Judging by what I hear from other moms, we are not alone in this.

It’s understandable – there’s so much time suddenly for spending a lot of time at home with siblings, with much less structure.

But I felt like I was losing my mind, just a bit.

What annoyed me even more than the fact that I was losing my mind, was the common response to all of this:

Kids just fight. It’s normal – get used to it.

Let them figure it out on their own – it’s good for them.

Just increase your tolerance.

I listened to all of that for awhile, until one day it suddenly hit me – It goes against what I believe about parenting, and raising children who will be godly adults some day.
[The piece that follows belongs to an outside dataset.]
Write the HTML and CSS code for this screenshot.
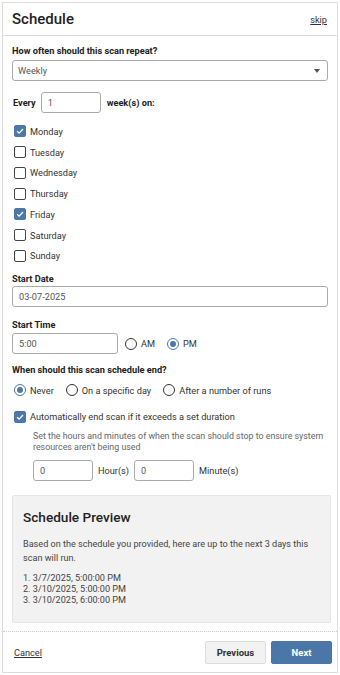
FILE: index.html
```html
<html>
  <head>
    <title>Schedule</title>
    <meta name="viewport" content="width=device-width, initial-scale=1.0" />
    <meta charset="UTF-8" />
    <link rel="stylesheet" href="styles.css">
  </head>
  <body>
    <div class="modal">
      <div class="header">
        <h1>Schedule</h1>
        <a href="#" class="skip">skip</a>
      </div>
      <div class="content">
        <div class="label first">How often should this scan repeat?</div>
        <div class="select">
          <span>Weekly</span>
          <span class="caret"></span>
        </div>

        <div class="every">
          <span class="bold">Every</span>
          <div class="input small">1</div>
          <span class="bold">week(s) on:</span>
        </div>

        <div class="days">
          <div class="check-row"><span class="box checked"><svg viewBox="0 0 12 12"><path d="M2.5 6.2 L5 8.6 L9.6 3.6" /></svg></span>Monday</div>
          <div class="check-row"><span class="box"></span>Tuesday</div>
          <div class="check-row"><span class="box"></span>Wednesday</div>
          <div class="check-row"><span class="box"></span>Thursday</div>
          <div class="check-row"><span class="box checked"><svg viewBox="0 0 12 12"><path d="M2.5 6.2 L5 8.6 L9.6 3.6" /></svg></span>Friday</div>
          <div class="check-row"><span class="box"></span>Saturday</div>
          <div class="check-row"><span class="box"></span>Sunday</div>
        </div>

        <div class="label date-label">Start Date</div>
        <div class="input">03-07-2025</div>

        <div class="label time-label">Start Time</div>
        <div class="time-row">
          <div class="input time">5:00</div>
          <div class="radio"><span class="dot"></span>AM</div>
          <div class="radio"><span class="dot on"></span>PM</div>
        </div>

        <div class="label end-label">When should this scan schedule end?</div>
        <div class="end-row">
          <div class="radio"><span class="dot on"></span>Never</div>
          <div class="radio"><span class="dot"></span>On a specific day</div>
          <div class="radio"><span class="dot"></span>After a number of runs</div>
        </div>

        <div class="check-row auto"><span class="box checked"><svg viewBox="0 0 12 12"><path d="M2.5 6.2 L5 8.6 L9.6 3.6" /></svg></span>Automatically end scan if it exceeds a set duration</div>
        <p class="help">Set the hours and minutes of when the scan should stop to ensure system resources aren't being used</p>
        <div class="duration">
          <div class="input dur">0</div>
          <span>Hour(s)</span>
          <div class="input dur">0</div>
          <span>Minute(s)</span>
        </div>

        <div class="preview">
          <h2>Schedule Preview</h2>
          <p>Based on the schedule you provided, here are up to the next 3 days this scan will run.</p>
          <ol>
            <li>1. 3/7/2025, 5:00:00 PM</li>
            <li>2. 3/10/2025, 5:00:00 PM</li>
            <li>3. 3/10/2025, 6:00:00 PM</li>
          </ol>
        </div>
      </div>
      <div class="footer">
        <a href="#" class="cancel">Cancel</a>
        <div class="buttons">
          <button class="btn prev">Previous</button>
          <button class="btn next">Next</button>
        </div>
      </div>
    </div>
  </body>
</html>
```

FILE: styles.css
```css
html,
body {
  margin: 0;
  padding: 0;
  background: #fff;
  font-family: Roboto, "Liberation Sans", sans-serif;
  color: #333;
}

.modal {
  margin: 2px 2px 0 2px;
  height: 671px;
  border: 1px solid #dcdcdc;
  display: flex;
  flex-direction: column;
  box-sizing: border-box;
}

.header {
  height: 33px;
  border-bottom: 1px solid #dcdcdc;
  display: flex;
  align-items: center;
  justify-content: space-between;
  padding: 0 10px 0 9px;
  box-sizing: border-box;
}

.header h1 {
  margin: 0;
  font-size: 15px;
  font-weight: 500;
  color: #222;
}

.skip {
  font-size: 9.2px;
  color: #333;
}

.content {
  padding: 0 9px 0 9px;
  flex: 1;
}

.label,
.bold {
  font-size: 9.2px;
  font-weight: 700;
  color: #222;
  line-height: 14px;
}

.first {
  margin-top: 8px;
}

.select {
  margin-top: 2px;
  height: 21px;
  border: 1px solid #aaa;
  border-radius: 3px;
  display: flex;
  align-items: center;
  justify-content: space-between;
  padding: 0 7px 0 5px;
  font-size: 9.2px;
  color: #555;
  box-sizing: border-box;
}

.caret {
  width: 0;
  height: 0;
  border-left: 3px solid transparent;
  border-right: 3px solid transparent;
  border-top: 4px solid #555;
}

.every {
  margin-top: 11px;
  padding-left: 1px;
  display: flex;
  align-items: center;
  gap: 5px;
}

.input {
  height: 21px;
  border: 1px solid #aaa;
  border-radius: 3px;
  display: flex;
  align-items: center;
  padding: 0 6px;
  font-size: 9.2px;
  color: #555;
  box-sizing: border-box;
}

.input.small {
  width: 60px;
  margin-right: 1px;
}

.days {
  margin-top: 8px;
}

.check-row {
  display: flex;
  align-items: center;
  height: 20.75px;
  font-size: 9.2px;
  color: #333;
  padding-left: 2px;
}

.box {
  width: 12px;
  height: 12px;
  border: 1.5px solid #444;
  border-radius: 2px;
  margin-right: 4px;
  box-sizing: border-box;
  display: flex;
}

.box.checked {
  background: #4a78a8;
  border-color: #4a78a8;
}

.box svg {
  width: 100%;
  height: 100%;
}

.box svg path {
  fill: none;
  stroke: #fff;
  stroke-width: 1.6;
}

.date-label {
  margin-top: 6px;
}

.time-label {
  margin-top: 11px;
}

.time-row {
  margin-top: 1px;
  display: flex;
  align-items: center;
  gap: 12px;
}

.input.time {
  width: 106px;
  margin-right: -5px;
}

.radio {
  display: flex;
  align-items: center;
  font-size: 9.2px;
  color: #333;
}

.dot {
  width: 12px;
  height: 12px;
  border: 1.5px solid #333;
  border-radius: 50%;
  margin-right: 4px;
  box-sizing: border-box;
  display: flex;
  align-items: center;
  justify-content: center;
}

.dot.on {
  border-color: #4a78a8;
}

.dot.on::after {
  content: "";
  width: 6px;
  height: 6px;
  border-radius: 50%;
  background: #4a78a8;
}

.end-row {
  margin-top: 7px;
  display: flex;
  gap: 12px;
  padding-left: 2px;
}

.end-label {
  margin-top: 9px;
}

.auto {
  margin-top: 10px;
}

.help {
  margin: 4px 0 0 0;
  padding-left: 21px;
  font-size: 8.85px;
  line-height: 11px;
  color: #666;
}

.duration {
  margin-top: 7px;
  padding-left: 21px;
  display: flex;
  align-items: center;
  gap: 5px;
  font-size: 9.2px;
  color: #333;
}

.input.dur {
  width: 60px;
}

.preview {
  margin-top: 14px;
  margin-right: -3px;
  height: 128px;
  background: #f2f2f2;
  border: 1px solid #e4e4e4;
  border-radius: 2px;
  padding: 0 10px;
  box-sizing: border-box;
}

.preview h2 {
  margin: 13px 0 0 0;
  font-size: 13.6px;
  font-weight: 500;
  color: #222;
}

.preview p {
  margin: 12px 0 0 0;
  font-size: 9.1px;
  line-height: 14px;
  color: #444;
}

.preview ol {
  list-style: none;
  margin: 8px 0 0 0;
  padding: 0;
  font-size: 9.1px;
  line-height: 11px;
  color: #444;
}

.footer {
  height: 40px;
  border-top: 1px dotted #ccc;
  display: flex;
  align-items: center;
  justify-content: space-between;
  padding: 0 5px 0 11px;
}

.cancel {
  font-size: 9.2px;
  color: #333;
}

.buttons {
  display: flex;
  gap: 5px;
}

.btn {
  height: 23px;
  border-radius: 2px;
  font-family: Roboto, "Liberation Sans", sans-serif;
  font-size: 9.5px;
  font-weight: 700;
  cursor: pointer;
}

.prev {
  width: 61px;
  background: #f2f2f2;
  border: 1px solid #ddd;
  color: #333;
}

.next {
  width: 61px;
  background: #4a77a8;
  border: 1px solid #4a77a8;
  color: #fff;
}
```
I believe in training children to become awesome adults. (I don’t expect that to happen all on it’s own.)

I believe in using Biblical truths when training my children. (Peace and unity are taught in the Bible. I think they’re pretty important.)

If something is wrong, and it’s hurting my heart, I believe in standing up and doing something about it. (Not turning my head and ignoring the situation until it passes.)

Yes, there is such a thing as “natural behaviour”. But as Christians, I believe we can long for the supernatural.

love

I know I’m not an expert on parenting. Most days, I’m at a complete loss, and don’t have a clue. If I look like I know what I’m doing, I’m probably faking it.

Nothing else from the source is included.